I have said relatively little about Wesley to date.   There was some good use of him in this episode.  I think that our realization that Wesley was the relentless demon hunter Barney described was supposed to be funny, although I didn’t find it especially so.  He was more effective as the point around which Angel’s feelings of guilt turned.  He first refused to work with Wesley for fear of getting him killed.  But Wesley does have genuine “Watcher skills” and Angel’s realization that he needed help to save Cordelia convinced him that he did after all need to work with someone.  Finally, although Wesley was never intended as a direct replacement for Doyle (the characters are too  dissimilar) he did physically fill an empty chair at the breakfast table thus helping in the symbolic reformation of Angel’s little group.   The really good thing about this scene is that it was not just an afterthought.  I think that the writers were drawing parallels between Angel and Wesley.  Angel held himself accountable for his failure to save Doyle.  Wesley held himself accountable for his own more profound failings and as a result had lost all self-respect.  The help he was able to give Angel made the latter realize he couldn’t do everything himself but it also enabled him to regain some of that self-respect and Angel’s gesture in acknowledging that help and accepting him at his table were very important  in that respect.


Treatment of Character

For a story which is about personal relationships in several different senses what I liked most in all of this was the way things were underplayed.  This was typified by the first scene between Angel and Cordelia when the latter came out as the slightly bossy elder sister.  Then there was Angel’s stunned disbelief on learning that Cordelia was his link to the Powers and his exasperation at her attitude to her gift. You could almost see him saying to himself “Cordelia, of all people…”.  Even the breakfast scene at the end, which could have been very mawkish, was played principally for the humor and was all the better for it.  Because of this approach the grief and vulnerability of both main characters is hinted at rather than openly displayed.  This makes the contrast between the surface control both main characters try to display and their inner turmoil both more real and believable.  In this the writers are greatly added by some more fine performances from both DB and CC.


The Plot

The thing I liked most about the plot was the way we, as viewers, were constantly trying to keep up with it as it developed and changed.   First of all we had Barney as a victim hunted by a relentless demon hunter.  The mystery seemed to be who was the demon hunter and why was he after Barney.  His early protestations of innocence are quite believable principally because he looks shady but  insignificant (actually a little Doyle-esque).  And so we tend to assume that the black leather clad motor cyclist is in fact the vllain, only to discover – its Wesley!  From him we get information about a particularly nasty demon he has been after:

Wesley:  “He’s left a trail of corpses, human and demon, all mutilated.”

Angel:  “Mutilated?”

Wesley:  “Each of the victims possessed some unique power – telepathy, poison tongues, healing hands.  Whatever the physical source of their power it was ripped, gouged, torn from their corpses.”
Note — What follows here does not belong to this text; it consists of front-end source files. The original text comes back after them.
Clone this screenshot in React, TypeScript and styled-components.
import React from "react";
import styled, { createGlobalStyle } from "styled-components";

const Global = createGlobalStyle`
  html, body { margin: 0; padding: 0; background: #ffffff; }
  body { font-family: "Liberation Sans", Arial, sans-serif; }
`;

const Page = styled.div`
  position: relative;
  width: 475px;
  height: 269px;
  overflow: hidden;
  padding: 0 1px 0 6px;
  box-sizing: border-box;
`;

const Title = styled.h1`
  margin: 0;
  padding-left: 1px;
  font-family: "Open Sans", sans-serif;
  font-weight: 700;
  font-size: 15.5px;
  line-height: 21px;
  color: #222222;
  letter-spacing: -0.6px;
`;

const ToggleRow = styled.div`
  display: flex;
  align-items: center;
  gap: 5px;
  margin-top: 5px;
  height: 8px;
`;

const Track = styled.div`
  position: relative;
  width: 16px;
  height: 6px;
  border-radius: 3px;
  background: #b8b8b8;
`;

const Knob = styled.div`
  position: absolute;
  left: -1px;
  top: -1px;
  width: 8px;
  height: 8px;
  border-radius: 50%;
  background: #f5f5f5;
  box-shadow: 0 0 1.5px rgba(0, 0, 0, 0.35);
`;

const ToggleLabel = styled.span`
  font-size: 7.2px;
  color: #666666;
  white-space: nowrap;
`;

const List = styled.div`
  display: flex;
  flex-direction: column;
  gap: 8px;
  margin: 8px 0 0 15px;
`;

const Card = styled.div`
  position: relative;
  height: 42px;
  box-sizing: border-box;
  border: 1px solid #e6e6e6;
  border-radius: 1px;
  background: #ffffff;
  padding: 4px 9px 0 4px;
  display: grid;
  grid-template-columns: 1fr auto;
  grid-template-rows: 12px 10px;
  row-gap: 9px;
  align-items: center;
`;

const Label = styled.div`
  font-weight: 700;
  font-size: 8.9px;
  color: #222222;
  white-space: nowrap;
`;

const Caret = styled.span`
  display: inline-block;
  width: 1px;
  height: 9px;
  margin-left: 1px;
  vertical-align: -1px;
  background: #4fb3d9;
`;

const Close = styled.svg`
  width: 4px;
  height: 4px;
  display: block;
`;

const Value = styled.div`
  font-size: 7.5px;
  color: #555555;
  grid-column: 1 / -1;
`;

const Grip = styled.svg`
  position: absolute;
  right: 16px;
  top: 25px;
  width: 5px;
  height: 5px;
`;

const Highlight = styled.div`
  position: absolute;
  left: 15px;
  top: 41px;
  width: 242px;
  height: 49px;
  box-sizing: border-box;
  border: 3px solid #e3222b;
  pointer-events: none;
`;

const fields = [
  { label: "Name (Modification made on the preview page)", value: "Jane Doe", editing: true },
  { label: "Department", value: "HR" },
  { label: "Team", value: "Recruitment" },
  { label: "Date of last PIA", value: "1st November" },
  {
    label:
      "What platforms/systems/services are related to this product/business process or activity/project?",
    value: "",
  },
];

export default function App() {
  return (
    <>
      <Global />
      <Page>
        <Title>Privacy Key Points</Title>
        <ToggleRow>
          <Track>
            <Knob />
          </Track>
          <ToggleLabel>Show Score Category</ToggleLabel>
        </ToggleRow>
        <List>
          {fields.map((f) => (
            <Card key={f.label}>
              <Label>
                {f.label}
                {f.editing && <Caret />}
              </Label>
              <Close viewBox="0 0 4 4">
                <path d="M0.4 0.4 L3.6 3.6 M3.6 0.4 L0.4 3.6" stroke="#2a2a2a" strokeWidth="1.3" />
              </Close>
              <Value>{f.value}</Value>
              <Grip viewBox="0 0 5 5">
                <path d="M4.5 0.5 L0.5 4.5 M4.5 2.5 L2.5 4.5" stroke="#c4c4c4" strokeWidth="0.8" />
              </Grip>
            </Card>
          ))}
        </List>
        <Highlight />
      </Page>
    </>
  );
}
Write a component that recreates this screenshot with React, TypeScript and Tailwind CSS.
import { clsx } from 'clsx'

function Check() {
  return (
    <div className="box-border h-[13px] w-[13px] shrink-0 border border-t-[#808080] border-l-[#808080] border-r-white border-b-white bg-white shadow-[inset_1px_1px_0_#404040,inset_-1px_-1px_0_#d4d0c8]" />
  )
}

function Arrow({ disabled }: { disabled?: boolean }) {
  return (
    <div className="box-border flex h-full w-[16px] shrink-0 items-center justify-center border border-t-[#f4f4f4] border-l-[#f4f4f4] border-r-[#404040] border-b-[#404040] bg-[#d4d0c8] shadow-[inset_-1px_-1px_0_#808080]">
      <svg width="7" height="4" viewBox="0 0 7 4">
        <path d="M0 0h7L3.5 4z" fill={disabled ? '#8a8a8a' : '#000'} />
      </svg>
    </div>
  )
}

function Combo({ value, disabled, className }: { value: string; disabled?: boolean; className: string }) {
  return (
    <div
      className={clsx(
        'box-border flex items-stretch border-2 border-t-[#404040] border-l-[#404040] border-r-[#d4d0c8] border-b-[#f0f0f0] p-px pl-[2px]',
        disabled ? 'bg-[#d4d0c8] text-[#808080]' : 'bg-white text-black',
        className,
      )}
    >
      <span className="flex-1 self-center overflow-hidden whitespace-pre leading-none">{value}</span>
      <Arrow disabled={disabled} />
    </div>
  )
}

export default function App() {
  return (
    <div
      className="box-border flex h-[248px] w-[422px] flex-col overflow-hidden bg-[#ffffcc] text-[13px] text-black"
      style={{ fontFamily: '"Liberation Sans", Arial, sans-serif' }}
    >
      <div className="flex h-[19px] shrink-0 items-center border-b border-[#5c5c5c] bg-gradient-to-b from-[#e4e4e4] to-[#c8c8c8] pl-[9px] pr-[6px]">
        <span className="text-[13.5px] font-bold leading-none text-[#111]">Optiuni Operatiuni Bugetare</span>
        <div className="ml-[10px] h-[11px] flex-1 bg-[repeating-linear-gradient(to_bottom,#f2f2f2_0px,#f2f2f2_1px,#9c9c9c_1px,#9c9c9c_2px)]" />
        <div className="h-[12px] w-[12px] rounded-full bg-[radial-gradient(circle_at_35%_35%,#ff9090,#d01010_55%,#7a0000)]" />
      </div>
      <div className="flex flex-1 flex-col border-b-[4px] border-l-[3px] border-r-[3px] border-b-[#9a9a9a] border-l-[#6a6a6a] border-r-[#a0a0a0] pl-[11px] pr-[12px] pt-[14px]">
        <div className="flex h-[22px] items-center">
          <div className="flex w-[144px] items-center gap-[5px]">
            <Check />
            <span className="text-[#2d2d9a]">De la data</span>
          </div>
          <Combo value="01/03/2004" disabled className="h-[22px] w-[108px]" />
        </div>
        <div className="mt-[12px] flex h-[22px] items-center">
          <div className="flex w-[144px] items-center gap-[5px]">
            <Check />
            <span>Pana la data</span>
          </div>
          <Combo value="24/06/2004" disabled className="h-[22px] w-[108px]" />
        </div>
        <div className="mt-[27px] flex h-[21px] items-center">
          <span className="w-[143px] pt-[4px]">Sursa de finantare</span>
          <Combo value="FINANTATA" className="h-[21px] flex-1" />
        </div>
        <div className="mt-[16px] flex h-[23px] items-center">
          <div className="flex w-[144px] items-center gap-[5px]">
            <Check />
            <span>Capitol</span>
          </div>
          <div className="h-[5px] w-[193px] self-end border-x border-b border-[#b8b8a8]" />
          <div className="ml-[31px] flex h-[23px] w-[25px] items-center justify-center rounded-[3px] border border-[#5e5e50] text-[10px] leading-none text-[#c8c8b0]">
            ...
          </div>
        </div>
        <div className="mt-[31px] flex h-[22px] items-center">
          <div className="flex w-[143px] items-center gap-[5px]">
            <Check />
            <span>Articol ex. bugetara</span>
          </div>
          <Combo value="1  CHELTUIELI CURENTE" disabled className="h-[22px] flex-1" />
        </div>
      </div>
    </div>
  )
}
Angel:  “He’s collecting powers.”

The description of this villain doesn’t match Barney at all.  It then turns out that Wesley has in fact been following a Kungai demon and suspicion is even more firmly pointed at him as villain of the piece when he ambushes Angel and Wesley.  This leads quite naturally to the conclusion Angel and Barney reach:

Barney:  “So what you’re telling me is that all this time your friend wasn’t hunting me, he was hunting something else that was hunting me?”
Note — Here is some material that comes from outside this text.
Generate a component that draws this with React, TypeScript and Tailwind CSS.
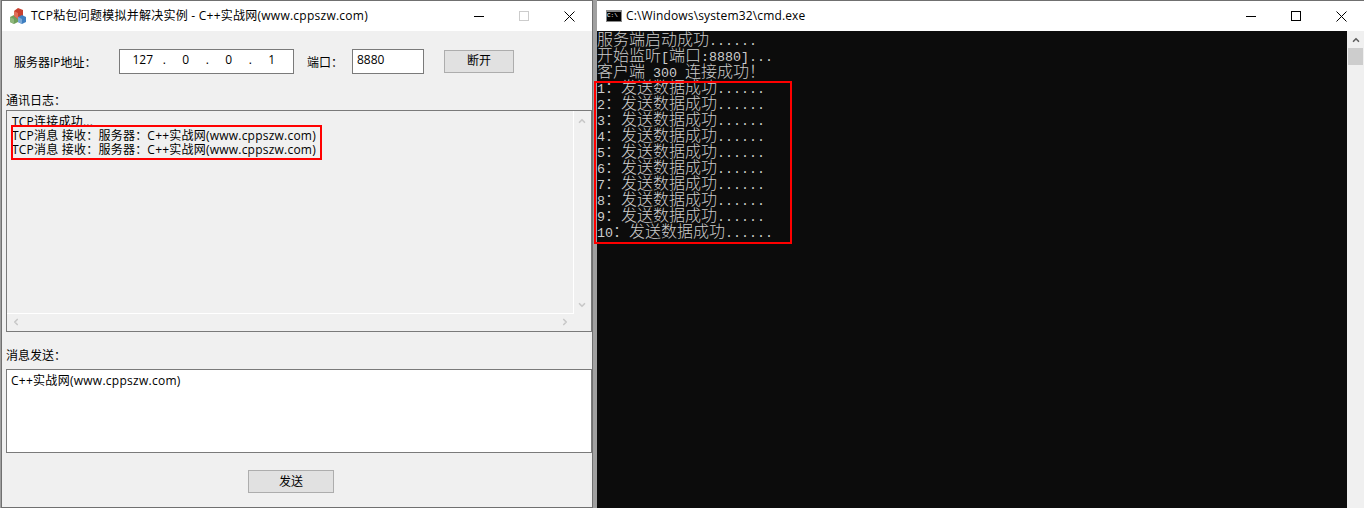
import { ChevronUp, ChevronDown, ChevronLeft, ChevronRight } from 'lucide-react';

const uiFont = "font-['Open_Sans','Noto_Sans_CJK_SC',sans-serif]";

function Cn({ children }: { children: string }) {
  return <span className="text-[16px] font-['Noto_Sans_CJK_SC',sans-serif] font-light">{children}</span>;
}

function ConsoleLine({ parts }: { parts: [string, boolean][] }) {
  return (
    <div className="h-4 leading-4 whitespace-pre">
      {parts.map(([t, cjk], i) => (cjk ? <Cn key={i}>{t}</Cn> : <span key={i}>{t}</span>))}
    </div>
  );
}

function Field({ className, children }: { className: string; children?: React.ReactNode }) {
  return <div className={`bg-white border border-[#7a7a7a] text-black text-[12px] ${className}`}>{children}</div>;
}

// three little cubes, app icon of the left window
function Logo() {
  return (
    <svg width="16" height="16" viewBox="0 0 16 16">
      <polygon points="0,9 4,7 8,9 8,14 4,16 0,14" fill="#6f9f5c" />
      <polygon points="0,9 4,11 4,16 0,14" fill="#8fb77c" />
      <polygon points="4,3 8,0 13,2 13,8 8,11 4,8" fill="#c8402f" />
      <polygon points="4,3 8,5 8,11 4,8" fill="#e0705a" />
      <polygon points="8,9 12,7 16,9 16,14 12,16 8,14" fill="#3f7fc0" />
      <polygon points="8,9 12,11 12,16 8,14" fill="#7aa8d8" />
    </svg>
  );
}

function WinButtons({ maxColor }: { maxColor: string }) {
  return (
    <div className="flex h-full shrink-0">
      <div className="w-[45px] flex items-center justify-center">
        <div className="w-[10px] h-px bg-black mt-px" />
      </div>
      <div className="w-[45px] flex items-center justify-center">
        <div className={`w-[10px] h-[10px] border ${maxColor}`} />
      </div>
      <div className="w-[46px] flex items-center justify-center">
        <svg width="11" height="11" viewBox="0 0 11 11" stroke="black" strokeWidth="1">
          <path d="M0.5 0.5 L10.5 10.5 M10.5 0.5 L0.5 10.5" />
        </svg>
      </div>
    </div>
  );
}

const rows = ['1', '2', '3', '4', '5', '6', '7', '8', '9', '10'];
const arrow = 'absolute text-[#c8c8c8]';

export default function App() {
  return (
    <div className={`flex w-[1364px] h-[508px] overflow-hidden bg-[#a0a0a0] ${uiFont}`}>
      {/* Left window */}
      <div className="ml-px w-[592px] h-full flex flex-col bg-[#f0f0f0] border border-[#707070] relative">
        <div className="h-[30px] bg-white flex items-center shrink-0 text-[12px] text-black">
          <div className="ml-[8px] mr-[5px]"><Logo /></div>
          <span className="flex-1 tracking-[0.25px]">TCP粘包问题模拟并解决实例 - C++实战网(www.cppszw.com)</span>
          <WinButtons maxColor="border-[#cccccc]" />
        </div>

        <div className="flex-1 flex flex-col pl-[4px] text-[12px] text-black">
          <div className="flex items-center h-[26px] mt-[17px] ml-[8px]">
            <span className="w-[105px] pt-[3px]">服务器IP地址：</span>
            <Field className="w-[175px] h-[25px] grid grid-cols-[repeat(7,21.5px)] items-center justify-items-center pl-[12px] pb-[3px]">
              <span>127</span><span>.</span><span>0</span><span>.</span><span>0</span><span>.</span><span>1</span>
            </Field>
            <span className="ml-[13px] w-[45px] pt-[3px]">端口：</span>
            <Field className="w-[72px] h-[25px] flex items-center px-[4px] pb-[3px]">8880</Field>
            <button className="ml-[20px] w-[70px] h-[23px] bg-[#e1e1e1] border border-[#adadad]">断开</button>
          </div>

          <div className="mt-[19px] h-[16px] leading-[16px]">通讯日志：</div>

          <div className="h-[222px] mt-px border border-[#7a7a7a] relative">
            <div className="absolute inset-0 mr-[17px] mb-[17px] border-r border-b border-white pl-[5px] pt-[4px] leading-[14px] tracking-[0.22px]">
              <div>TCP连接成功...</div>
              <div>TCP消息 接收：服务器：C++实战网(www.cppszw.com)</div>
              <div>TCP消息 接收：服务器：C++实战网(www.cppszw.com)</div>
            </div>
            <ChevronUp size={10} strokeWidth={4} className={`${arrow} right-[4px] top-[5px]`} />
            <ChevronDown size={10} strokeWidth={4} className={`${arrow} right-[4px] bottom-[21px]`} />
            <ChevronLeft size={10} strokeWidth={4} className={`${arrow} left-[4px] bottom-[4px]`} />
            <ChevronRight size={10} strokeWidth={4} className={`${arrow} right-[21px] bottom-[4px]`} />
          </div>

          <div className="mt-[16px] h-[16px] leading-[16px]">消息发送：</div>

          <Field className="mt-[5px] h-[84px] pl-[4px] pt-[2px] tracking-[0.27px]">C++实战网(www.cppszw.com)</Field>

          <button className="mt-[17px] self-start ml-[242px] w-[86px] h-[23px] bg-[#e1e1e1] border border-[#adadad]">发送</button>
        </div>

        <div className="absolute left-[9px] top-[124px] w-[311px] h-[35px] border-2 border-[#f00]" />
      </div>

      {/* Right window */}
      <div className="ml-[4px] flex-1 h-full flex flex-col relative">
        <div className="h-[31px] bg-white border-t border-[#707070] flex items-center shrink-0 text-[12px] text-black">
          <div className="ml-[9px] mr-[4px] w-[16px] h-[12px] bg-black border border-[#888] border-t-2 text-[6px] leading-[8px] text-white font-['Liberation_Mono',monospace]">C:\</div>
          <span className="flex-1 tracking-[0.15px]">C:\Windows\system32\cmd.exe</span>
          <WinButtons maxColor="border-black" />
        </div>
        <div className="flex-1 flex min-h-0">
          <div className="flex-1 bg-[#0c0c0c] text-[#cccccc] text-[13.33px] font-['Liberation_Mono',monospace]">
            <div className="-mt-px">
              <ConsoleLine parts={[['服务端启动成功', true], ['......', false]]} />
              <ConsoleLine parts={[['开始监听', true], ['[', false], ['端口', true], [':8880]...', false]]} />
              <ConsoleLine parts={[['客户端', true], [' 300 ', false], ['连接成功！', true]]} />
              {rows.map((n) => (
                <ConsoleLine key={n} parts={[[n, false], ['：发送数据成功', true], ['......', false]]} />
              ))}
            </div>
          </div>
          <div className="w-[17px] bg-[#f0f0f0]">
            <ChevronUp size={10} strokeWidth={4} className="mx-auto mt-[4px] text-[#606060]" />
            <div className="h-[17px] mt-[3px] mx-px bg-[#cdcdcd]" />
          </div>
        </div>
        <div className="absolute left-[-3px] top-[81px] w-[198px] h-[163px] border-2 border-[#f00]" />
      </div>
    </div>
  );
}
Angel:  “That’s about the size of it.”

Barney:  “And that something else was after me because…”

Angel:  “It wants to steal your empathic ability.”

The task then becomes one of finding the demon and stopping it.  But then just as Barney seems to confirm his basic decency by helping Cordelia to see her inheritance from Doyle in a positive way he is revealed to be the demon stealing powers and the Kungai is his victim. 

This was all a bit like pealing away the skin of an onion.   Just when we thought we understood what was going on another layer was removed and we were forced to re-evaluate everything that had gone on before on the light of this earlier revelation.   These are the sort of plot twists that Angel has made a specialty of.  Of course the seeming innocent who turns out to be the real villain is something of a cliché in SF and fantasy but I think that it still works well here principally because of Barney.  There is no jarring discontinuity in character before and after the “switch” in personality.  He is the same shady “wheeler-dealer” type. But despite this he makes a very credible change from hunted to hunter because his seeming insignificance allows him to insinuate his way into a position of trust and betray it.  Heck, we saw him do this and we fell for it just like everyone else did.

There was a degree of contrivance in the way that Angel tracked down the place where Cordelia was being held but I didn’t really mind that.  First of all I liked the irony of Cordelia having a vision and complaining about it when it was in fact to help save her life.  More importantly, however, the auction itself was an inspired idea.  In it we were presented with a spectacle that was both humorous and deadly serious at the same time.  The progress of the auction intercut with scene of Wesley and Angel trying to find it gave a very effective sense of a race against time and Cordelia’s effort to stave off the inevitable in the form of trying to drive up her own price added both humor and considerable tension.  There was, I think, only one thing that diminished it as a climax to the episode.  As I have already said Barney made a very interesting and believable villain but, once unmasked, he carried no real  threat.  The very face of Angel’s arrival at the auction effectively ended proceedings and it would have added to things if the outcome of the battle had been in even a little doubt.



7.5/10.  “Parting Gifts” is a very good example of how to use a story as a  vehicle in character study.  There is believable progression and change which is the outgrowth of the story itself but which has a far more general significance for our characters.  The problem is that in character terms “Angel and Cordelia adjust after Doyle’s death” was never going to deliver an especially powerful punch.  So, the character developments, while interesting and believable in context, are fairly limited in terms of impact.   Nor is  the plot very innovative.  Even with the twists, it quickly resolves itself into a standard “rescue”.  But the episode, while failing to reach any great heights, was a very entertaining hour complete with humor, drama and action which also managed to create some interesting and believable character developments which are obviously intended to set the dynamics of the show up for the post-Doyle era. The one thing I did not like at all was the slapstick element to the way Wesley’s character was handled.  I thought that the knife taped to the ankle was a particularly clumsy device intended to elicit humor.  Buster Keaton does slapstick.  I do not see it working on “Angel”.